Case-insensitive matching

Both functions above match case-sensitively. If you wish to match case-insensitively, then you will need to replace strstr and wcsstr with case-insensitive versions. The Standard, unfortunately, does not provide these. Many Linux/UNIX systems, however, provide strcasestr as a case-insensitive version of strstr. If you need your code to work on a system that does not provide strcasestr, and you either will not distribute your application, or are able to distribute it under the GPL, then you could adapt the glibc implementation, in the files strcasestr.c and str-two-way.h.

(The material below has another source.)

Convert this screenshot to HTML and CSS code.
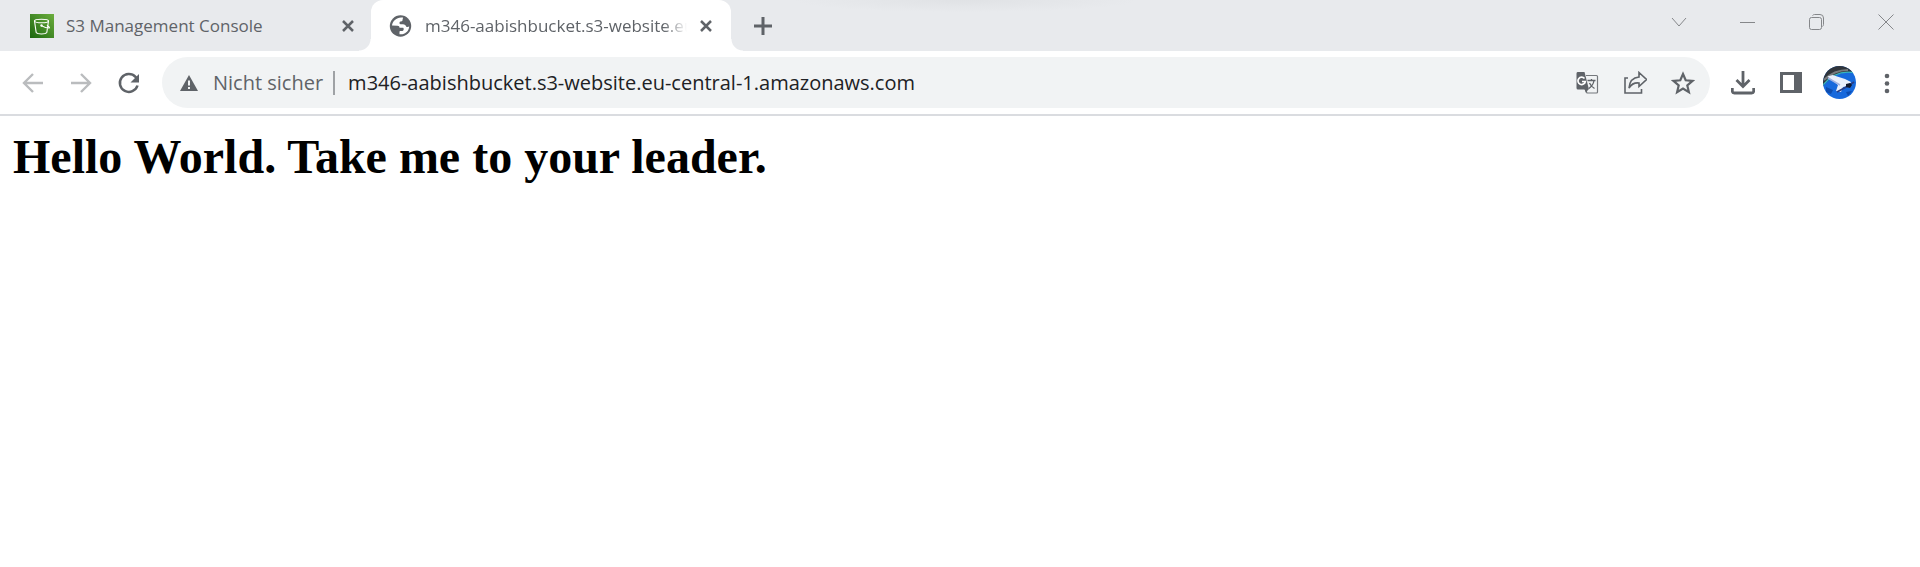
FILE: index.html
```html
<!DOCTYPE html>
<html lang="de">
<head>
<meta charset="utf-8">
<title>m346-aabishbucket.s3-website.eu-central-1.amazonaws.com</title>
<link rel="stylesheet" href="styles.css">
</head>
<body>
<header class="browser">
  <div class="tab-strip">
    <div class="tab">
      <svg class="favicon" viewBox="0 0 24 24" aria-hidden="true">
        <defs><linearGradient id="s3" x1="0" y1="1" x2="1" y2="0"><stop offset="0" stop-color="#1b660f"/><stop offset="1" stop-color="#6cae3e"/></linearGradient></defs>
        <path fill="url(#s3)" d="M0 0h24v24H0z"/>
        <g fill="none" stroke="#fff" stroke-width="1.1" stroke-linecap="round"><ellipse cx="11.500" cy="7" rx="7" ry="1.800"/><path d="M4.500 7l1.700 11.500c1.500 1.900 9.100 1.900 10.600 0L18.500 7M11.500 11.700c3 1.500 6 2.800 8 2.100-.2-1.200-1.200-1.800-2.200-2.300"/></g>
        <circle cx="11.500" cy="11.500" r="1.200" fill="#fff"/>
      </svg>
      <span class="tab-title">S3 Management Console</span>
      <button class="tab-close" aria-label="Tab schließen"><svg class="icon-cross" viewBox="0 0 14 14"><path d="M2 2l10 10M12 2L2 12"/></svg></button>
    </div>
    <div class="tab tab-active">
      <svg class="favicon" viewBox="0 0 24 24" aria-hidden="true"><circle cx="11.500" cy="12" r="10.700" fill="#5f6368"/><path fill="#fff" d="M14 3.600C8.500 2.500 3.500 6.500 3 11.500l5.500.2c1.500 0 2 .8 2 2h3.200c.8 0 1 .6 1 1.300 0 1.500-.7 2-2 2h-1.200c-.7 0-1 .4-1 1v2.200c5 .8 9.500-2.800 9.700-7.700-.8.500-1.700.5-2.700.4-.8-1.700-1.800-2.700-3.500-2.700h-2.500c-.8 0-1-.5-1-1.200C10.500 7.800 11 7.500 12 7.500s1.500-.4 1.500-1.400c0-.8.500-1.300.5-2.500z"/></svg>
      <span class="tab-title">m346-aabishbucket.s3-website.eu-central-1.amazonaws.com</span>
      <button class="tab-close" aria-label="Tab schließen"><svg class="icon-cross" viewBox="0 0 14 14"><path d="M2 2l10 10M12 2L2 12"/></svg></button>
    </div>
    <button class="new-tab" aria-label="Neuer Tab"><svg class="icon-plus" viewBox="0 0 18 18"><path d="M9 0v18M0 9h18"/></svg></button>
    <div class="strip-shade"></div>
    <div class="window-controls">
      <button aria-label="Tabs suchen"><svg class="icon-window" viewBox="0 0 16 16"><path d="M1 4l7 8 7-8"/></svg></button>
      <button aria-label="Minimieren"><svg class="icon-window" viewBox="0 0 16 16"><path d="M0 8.500h15"/></svg></button>
      <button aria-label="Verkleinern"><svg class="icon-window" viewBox="0 0 16 16"><rect x=".5" y="3.500" width="12" height="12" rx="2"/><path d="M3.500 1.500q1-1 2-1H11q3.500 0 3.500 3.500v6.500q0 1-1 2"/></svg></button>
      <button aria-label="Schließen"><svg class="icon-window" viewBox="0 0 16 16"><path d="M.5.500l15 15M15.500.500l-15 15"/></svg></button>
    </div>
  </div>
  <div class="toolbar">
    <nav class="tools">
      <button aria-label="Zurück" disabled><svg class="icon nav-off" viewBox="0 0 24 24"><path d="M22 12H3M12 3l-9 9 9 9"/></svg></button>
      <button aria-label="Vorwärts" disabled><svg class="icon nav-off" viewBox="0 0 24 24"><path d="M2 12h19M12 3l9 9-9 9"/></svg></button>
      <button aria-label="Neu laden"><svg class="icon" viewBox="0 0 24 24"><path d="M20.500 14.500A9 9 0 1 1 18.500 5.800l1.500 1.700" fill="none" stroke="#5f6368" stroke-width="2.500"/><path d="M22 3v8.500h-8.500z" fill="#5f6368"/></svg></button>
    </nav>
    <div class="omnibox">
      <button class="security"><svg class="icon-warning" viewBox="0 0 18 18"><path fill="#5f6368" fill-rule="evenodd" d="M9 1l9 16H0zM8 6.500v5h2v-5zM8 13v2h2v-2z"/></svg><span>Nicht sicher</span></button>
      <input class="address" type="text" aria-label="Adresse" value="m346-aabishbucket.s3-website.eu-central-1.amazonaws.com">
      <div class="tools">
        <button aria-label="Seite übersetzen"><svg class="icon" viewBox="0 0 24 24"><path d="M11 4.500h10.500q1 0 1 1V21q0 1-1 1H12l-2-4" fill="none" stroke="#75787c" stroke-width="1.200"/><path d="M12.500 9.500h8M16.500 8v1.500M19 9.500c-.5 3.500-2.500 6-5 8M14.500 12c1 2.300 3 4.300 5 5.500" fill="none" stroke="#5f6368" stroke-width="1.300"/><path fill="#5f6368" d="M2.500 1H9.500L14 18.500H3q-1.500 0-1.500-1.500V2.500Q1.500 1 2.500 1zM9.500 18h4l-2.500 4z"/><path d="M9.500 7.500a3.700 3.700 0 1 0 .8 3H7" fill="none" stroke="#fff" stroke-width="1.700"/></svg></button>
        <button aria-label="Teilen"><svg class="icon" viewBox="0 0 24 24"><path d="M5 7H2v15h16.500V18M16 1.500l7.500 7-7.500 7V12c-4.500-.5-7.500 1-10 5 .5-6 4-10.500 10-11z" fill="none" stroke="#5f6368" stroke-width="1.600"/></svg></button>
        <button aria-label="Lesezeichen"><svg class="icon" viewBox="0 0 24 24"><path d="M12 3l2.700 6.300 6.800.6-5.200 4.500 1.600 6.700L12 17.500l-5.900 3.600 1.600-6.700-5.200-4.500 6.800-.6z" fill="none" stroke="#5f6368" stroke-width="2.200"/></svg></button>
      </div>
    </div>
    <div class="tools">
      <button aria-label="Downloads"><svg class="icon" viewBox="0 0 24 24"><path d="M12 0v15M5.500 9l6.500 6.500L18.500 9M1.300 17V20q0 2 2 2h17.400q2 0 2-2v-3" fill="none" stroke="#5f6368" stroke-width="2.800"/></svg></button>
      <button aria-label="Seitenleiste"><svg class="icon" viewBox="0 0 24 24"><path fill="#5f6368" fill-rule="evenodd" d="M1 1h22v21H1zM4 4v15h11V4z"/></svg></button>
      <button aria-label="Profil"><svg class="avatar" viewBox="0 0 33 33"><defs><clipPath id="round"><circle cx="16.500" cy="16.500" r="16.500"/></clipPath></defs><g clip-path="url(#round)"><path fill="#1769dc" d="M0 0h33v33H0z"/><path fill="#30353b" d="M0 0h33v6C20 5 9 9 0 20z"/><path d="M0 19C9 8 20 4 33 7" fill="none" stroke="#38b5bd" stroke-width="1.200"/><path d="M1 14C8 7 15 4 25 4" fill="none" stroke="#777b7e" stroke-width="2"/><path fill="#0d4caf" d="M3 21l7 3-2 4-5-2zM23 26l6-1-4 5z"/><path fill="#e9effb" d="M4.500 10.500l5-1.500L22 13l6 3-2 4-6 1-2 5-5-1 2-6z"/><path d="M5 12l12 7" stroke="#9fb2e2" stroke-width="1.500"/><path d="M31 16l-6 4-11 6" fill="none" stroke="#293e86" stroke-width="1.800"/><path fill="#11182e" d="M23 18l4-1 2 2-2 3-4-1z"/></g></svg></button>
      <button aria-label="Menü"><svg class="icon" viewBox="0 0 24 24"><g fill="#5f6368"><circle cx="12" cy="5" r="2.300"/><circle cx="12" cy="12.500" r="2.300"/><circle cx="12" cy="20" r="2.300"/></g></svg></button>
    </div>
  </div>
</header>
<main class="page">
  <h1>Hello World. Take me to your leader.</h1>
</main>
</body>
</html>
```

FILE: styles.css
```css
* { box-sizing: border-box; }

body {
  margin: 0;
  background: #fff;
  font-family: "Open Sans", "Noto Sans", sans-serif;
  color: #5f6368;
}

button {
  display: flex;
  align-items: center;
  justify-content: center;
  padding: 0;
  border: 0;
  background: none;
  color: inherit;
  font: inherit;
}

svg { display: block; flex: none; }

.tab-strip {
  display: flex;
  height: 51px;
  background: #e8eaed;
}

.tab {
  display: flex;
  align-items: center;
  gap: 12px;
  width: 360px;
  padding: 0 10px 0 19px;
  font-size: 17px;
}

.tab:first-child { margin-left: 11px; }

.tab-active {
  position: relative;
  padding: 0 12px 0 18px;
  background: #fff;
  border-radius: 12px 12px 0 0;
}

.tab-active::before,
.tab-active::after {
  content: "";
  position: absolute;
  bottom: 0;
  width: 12px;
  height: 12px;
}

.tab-active::before {
  right: 100%;
  background: radial-gradient(circle at 0 0, #e8eaed 11px, #fff 12px);
}

.tab-active::after {
  left: 100%;
  background: radial-gradient(circle at 100% 0, #e8eaed 11px, #fff 12px);
}

.favicon { width: 24px; height: 24px; }

.tab-title {
  flex: 1;
  min-width: 0;
  overflow: hidden;
  white-space: nowrap;
}

.tab-active .tab-title {
  mask-image: linear-gradient(to left, transparent, #000 24px);
}

.tab-close { width: 26px; height: 26px; margin-left: -6px; }

.icon-cross {
  width: 14px;
  height: 14px;
  stroke: #5f6368;
  stroke-width: 2.5;
}

.new-tab { width: 64px; }

.icon-plus {
  width: 18px;
  height: 18px;
  stroke: #5f6368;
  stroke-width: 3;
}

.strip-shade {
  flex: 0 1 340px;
  height: 12px;
  margin-right: auto;
  background: radial-gradient(ellipse at 50% 0, #e0e2e5, #e8eaed 72%);
}

.window-controls {
  display: flex;
  align-items: center;
  height: 43px;
}

.window-controls button { width: 69px; height: 43px; }

.icon-window {
  width: 16px;
  height: 16px;
  fill: none;
  stroke: #85878a;
}

.toolbar {
  display: flex;
  align-items: center;
  gap: 9px;
  padding: 6px 9px;
  border-bottom: 2px solid #dadce0;
}

.tools { display: flex; }

.tools button { width: 48px; height: 48px; }

.icon { width: 24px; height: 24px; }

.nav-off {
  fill: none;
  stroke: #babcbe;
  stroke-width: 2.4;
}

.avatar { width: 33px; height: 33px; }

.omnibox {
  display: flex;
  flex: 1;
  align-items: center;
  height: 51px;
  padding: 0 3px 0 18px;
  border-radius: 26px;
  background: #f1f3f4;
  font-size: 20px;
}

.security {
  gap: 15px;
  height: 24px;
  padding-right: 10px;
  border-right: 2px solid #9fa2a5;
}

.icon-warning { width: 18px; height: 18px; }

.address {
  flex: 1;
  min-width: 0;
  padding: 0 0 0 13px;
  border: 0;
  outline: 0;
  background: none;
  color: #202124;
  font: inherit;
}

.page {
  padding: 13px;
  color: #000;
  font-family: "Liberation Serif", "Times New Roman", serif;
}

.page h1 {
  margin: 0;
  font-size: 48px;
  line-height: 56px;
}
```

Otherwise, you will need to roll your own or find a variant under a licence compatible with your own code.

There does not seem to be an equivalent wide string version even on Linux/UNIX systems, so you will either need to roll your own or perform a web search for wcsistr and adapt any code you find under a licence compatible with your own code.